Through the twenty years that he lived with and finally died from Huntington’s, my fountain pen bled ink. Now I wrote down fear, anger and remorse, tears, forgiveness, and reconciliation, courage, laughter, and love. Now I wrote, and will continue to write, as Seamus Heaney describes poetry, “truth told slant.” That slant tells me what I need to know, what I fear to know, and, over and over again, what I long to know, that God’s abiding grace falls indiscriminately over our flawed and blessedly, beautifully ordinary lives.
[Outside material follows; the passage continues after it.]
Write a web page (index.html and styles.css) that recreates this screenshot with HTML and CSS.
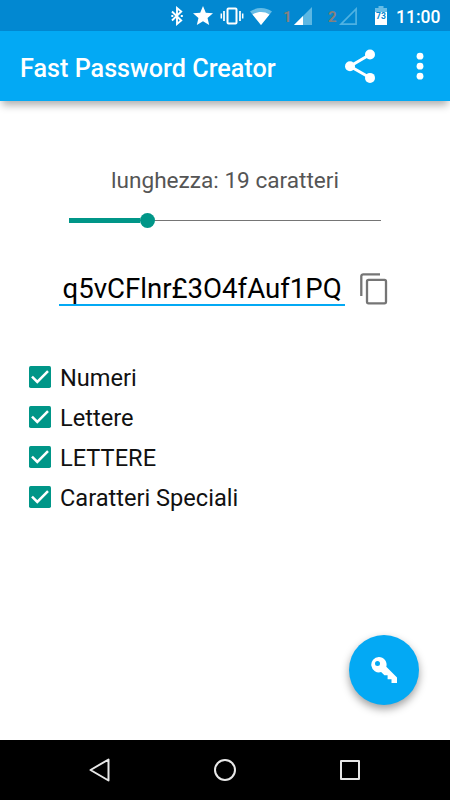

––Carol White Kelly writes poetry in Seattle.
A MAGICIAN:
I have always had a desire/need to “play.” It goes as far back as I can remember. It is play for me. I can still remember what it turned me on as a kid and I get to do the same things now as an adult to hopefully delight other kids. . . grown or otherwise. I do a magic trick where the handkerchief gets stuck on my hand and I can’t shake it off. It is an effect I would have loved as a kid and I always hear at least a few kids cracking up at my antics. I see myself in those kids. That is me as a child. For some reason it is very satisfying to experience this.
For a long time I felt like a “freak” in the Christian circles. Now I don’t really care. My interests have opened doors for witnessing and evangelism. I have always loved hockey. I taught my son and son in law how to play. We have had an effect being a witness to other hockey players even to the point of saying the closing prayer at a marriage where the bride and groom walked out of the marriage ceremony under a “canopy” of upraised hockey sticks. Traditional “safe” Christians would never have had this opportunity. I became interested in performing magic. It opened doors for me working with gangs in Chicago working with David Wilkerson. It disarmed a couple potentially dangerous situations where I was now considered “cool” after performing a couple tricks. It made me welcome where I would have otherwise been considered an outsider.
Playing hockey, juggling and doing tricks are things that I occasionally NEED to do to stay on an even keel. They are like pressure relief valves in my life. I used to apologize for having these needs, but now I come to acknowledge them as “gifts” from God. They are just what I am. To deny these needs is to deny part of who I am.
—Gary McKibben (sometimes called “Professor Gizmo”), is a magician, juggler, and hockey player.
A NOVELIST:
I write because that’s what I enjoy doing. I’m reading John Piper’s Desiring God right now, so I think my answer [to this Forum question] would probably be that in doing so, I take delight in our Lord. Tolkien discusses this in On Fairy Stories, how any creation by an artist is really a sub-creation of the true Creation. When I write, I take delight in being a part of our Lord’s Creation.
—Matthew Winslow is working on novels in Seattle, Washington.